The President-elect has a “huge” job and many more levers than a mere ambassador but will often find progress or not measured in small but necessary steps in a strategic plan. Frustrations have begun and will intensify on January 20 and will then grow exponentially, even though his party controls much of federal and state governments. He must never forget that his party’s leaders want nothing more than to be re-elected. Washington is, to paraphrase my first boss, Secretary of Commerce Malcolm Baldrige, a tough town where everybody is after a piece of your ass.
Donald Trump has measured his business life against building permits, construction deadlines, occupancy statistics and the like. His internal operating system is not predisposed to accept activity as progress. Does he, for example, regard having a phone conversation with Taiwan’s President moving forward or backward in dealing with China? Was this a tactic ordered by a strategic plan?
At any given time there are a relative handful of former business people in government. One of the more interesting ones I dealt with was Donald Rumsfeld. When I chaired the Federal Communications Commission (FCC) Rumsfeld was CEO of General Instrument, an American electronics manufacturer. His company had made impressive progress on digital high definition television (HDTV) and the FCC was making the rules for a transition from analog to digital TV.
Rumsfeld was later Secretary of Defense in the George W. Bush Administration. Americans who closely followed the wars in Afghanistan and Iraq and will recall Rumsfeld’s compelling press conferences. He enjoyed sparring with reporters and generally besting them; his repartee skills were impressive and he controlled the microphone.
One of the more intriguing rhetorical refuges for the Secretary of Defense was the impossibility of knowing the unknown unknowns. In oversimplified speak, understanding the law of unintended consequences.
The President-elect will need to move both quickly and slowly. He will need to understand the importance of the unknown unknowns. And this will not be easy for him; but if he is to merit the job it will have to be a skill he learns.
On the hopeful side it is often said that Trump is transactional, which is to say he wants to conclude successfully whatever he chooses or is forced to engage. Hopefully, we can look forward to deals that breach the often impenetrable walls of ideology and polarization. As a nation we have been mired in angry denunciations. It would be ironic if a candidate that used denunciations as a daily tool actually brought disparate parties together in the “art of the deal.”
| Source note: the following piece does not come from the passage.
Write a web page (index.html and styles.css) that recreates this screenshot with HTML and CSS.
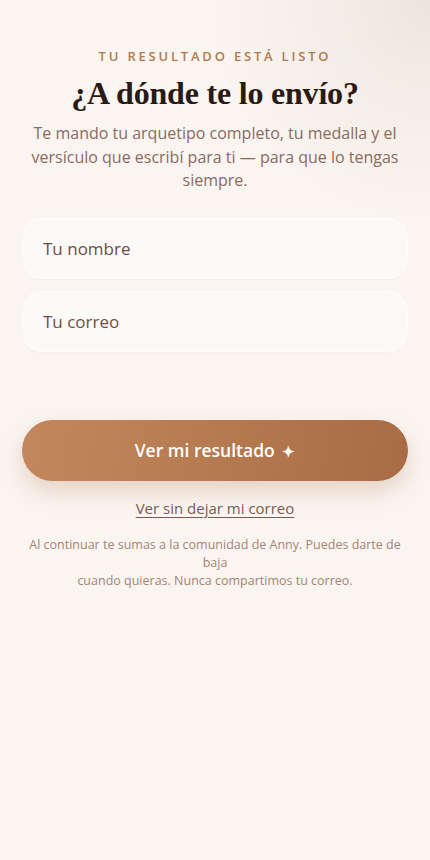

But there is another side to consider. The Economist speculates that Trump might become America’s Silvio Berlusconi, as it recalled Berlusconi’s hapless and often corrupt run as Italy’s Prime Minister. It characterized him as using “crude appeals to wise-guy cynicism” to best the opposition while undermining trust.
Much of institutional America earned low trust ratings well before Trump became a viable candidate. Trump exploited this loss of trust as he took on every established organization (including his own party) except the Red Cross. In recent weeks he has played off of the Intelligence community in various tweets on Russian efforts to affect our election.
Yet, trust building is the only way to succeed as President. Trump and his Party will soon be in charge of many of the institutions he has pilloried. If Trump charges institutional failure every time he is criticized, he will leave office as America’s Berlusconi. He will have become a loser in the work that will define his legacy; hotels will not lead his obituary.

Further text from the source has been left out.